Athapol also emphasised the need to prepare efficient long-term teacher development, because teachers played a key role in educational quality.
He said it was necessary to prepare good prepatory programmes for teachers, otherwise young, energetic newcomers would eventually lose determination in the face of an unproductive work structure and unfavourable work culture. 
“Actually, if we can change just 10 per cent of the teachers to be efficient ones, the good practices will catch on,” he said. “That way, we can transform the country’s educational sector.” 
Athapol also approved of the “teacher as learner project”, under which senior teachers guide their younger colleagues. But the project has not been implemented on a large scale, he added. 
During the current government’s term, various educational policies have been introduced, including shorter class hours, an emphasis on history and civic duties, and the establishment of provincial education committees. 
While provincial education committees were intended to change the educational sector for the better, they have instead caused problems, going against the ongoing decentralisation trend and also upsetting schools.
“Schools can’t be happy because suddenly they have two bosses to report to – provincial education committees and educational services areas offices,” Athapol said. 
Before Teerakiat Jareonsettasin stepped into the top position as Education Minister, Athapol said he had been trying to work on a new curriculum. But the extent of the change had affected many people, and so Teerakiat retreated from facing problems head on and updated the curricula only for sciences, maths, computers, technology and geography.
All of those subjects are linked to the Institute for the Promotion of Teaching Science and Technology (IPST) and the International Science Olympiads.
Teerakiat only upgraded portions of each subject to ensure consistency so that teaching colleges’ curricula could keep up with required changes in teaching methods. As teachers faced constant changes, they began to act more like politicians, working for short-term objectives rather than the long-term shifts required to upgrade the system, Athapol said. 
Teerakiat had also stopped talking about teaching colleges’ four-year or five-year curricula adjustments as that had turned into a political agenda. 
Many institute administrators also were afraid of making big changes and simply bought time just to get by, while people who stepped forward but did not have solid academic practices were defeated. 
“The emphasis on history and civic duties and shorter class hours has already faded.

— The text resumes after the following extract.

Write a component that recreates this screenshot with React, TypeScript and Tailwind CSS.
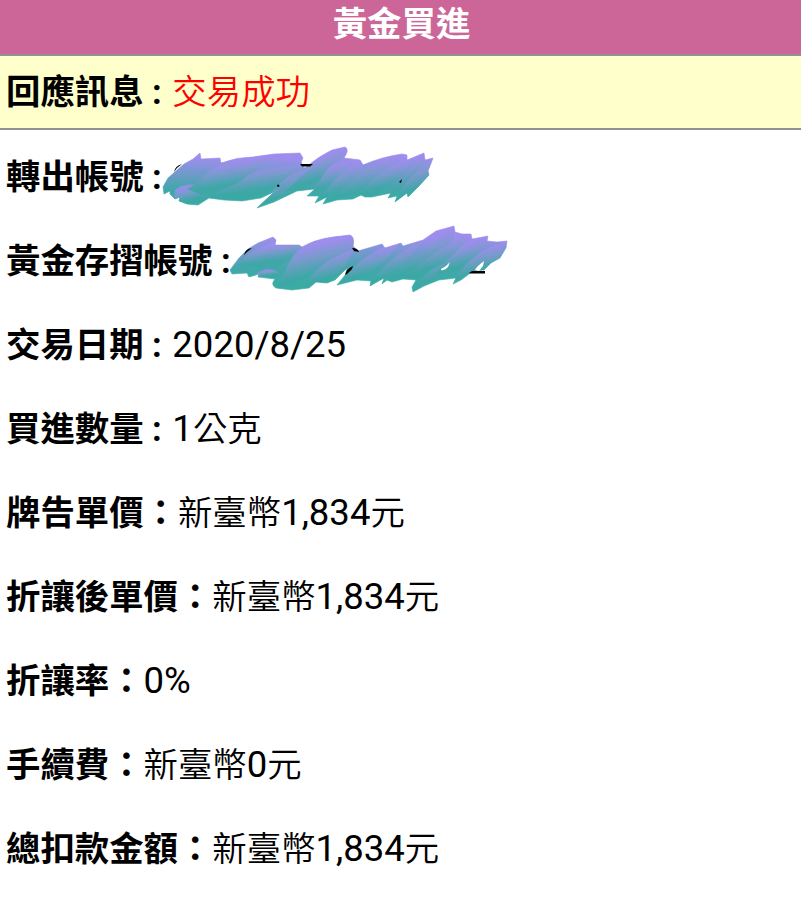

And now the teaching colleges’ four-year or five-year curricula adjustment, or English programmes for Prathom 1 and Prathom 3, is also fading,” Athapol said. 
That was evidence that people were working from a place of ignorance without drawing on academic research as the policy foundations, he said, adding that choices were being made from the erroneous belief that policy issues could be separated, rather than from a higher-level analysis that saw things as connected in one body. 
Thailand has not drawn up a long-term plan to manage human resources within the educational sector, he said, adding that only short-term projects or policies had been introduced, mostly without the backing of evidence or research. 
He said the government and its ministers should not focus on short-term issues or what achievements they could claim credit for in a year, but instead focus on enabling an environment in which their successors could continue the good work. 
There were also time bombs in the present system, he said, such as the establishment of the Higher Education Ministry being spearheaded by Deputy Education Minister Udom Kachintorn. If people thought universities had problems and tried to regulate them uniformly under the new ministry, it could do more harm than good, he said. 
Universities, which are each governed by their own independent university councils, had already moved beyond tight external controls and could not be reined in now, Athapol said. 
He also identified a worrying trend in which people seemed inclined to take internal conflicts at a few universities as an excuse for power centralisation at the new ministry.
He predicted more problems ahead if top policymakers do not change their approach. 
“Education is a transformative process, not a big-bang change,” he said, adding that policy-makers had to move way from old ways of thinking and allow changes to take place sustainably while working to prevent good ideas from turning into bad practices when implemented.
He said innovations had been implemented without good preparation. For example, a project giving teachers coupons for self-development was a good idea, but without a good screening system it had resulted in a wasted budget.
Teachers should be allowed to choose training on subjects relevant to their specific needs, he said, adding that authorities were now pressing universities to submit training programmes ahead of the new budget and teachers could plan to attend training sessions held after April. 
He also argued that the Education Ministry had only superficially and inconsistently applied the “brain-based learning” principle, which resulted in a failure that was also related to various learning principles and activities being implemented in the same way when they should have been done differently to fit each style. 
Asean citizenship curricula was also superficial and quickly faded from use, he said, adding it had been replaced by the “Education 4.0” scheme intended to boost creativity and innovation, which required direct teaching as well as motivated students and teachers. 
“Do not focus just on short-term plans. Don’t be preoccupied with credit you expect to receive from your work. Why don’t you start rethinking the issues? Let’s start with a question as to how to make it easier for educational personnel, officials and teachers to work,” he said. “Let’s think about how to motivate teachers.”
Student and teacher motivation was important because motivated teachers would perform at a high standard and be able to inspire students, he added.
Athapol said there was a good chance of success if the teaching force was overhauled now, given that the average age of teachers had declined significantly and young people tended to be more ready to embrace reforms.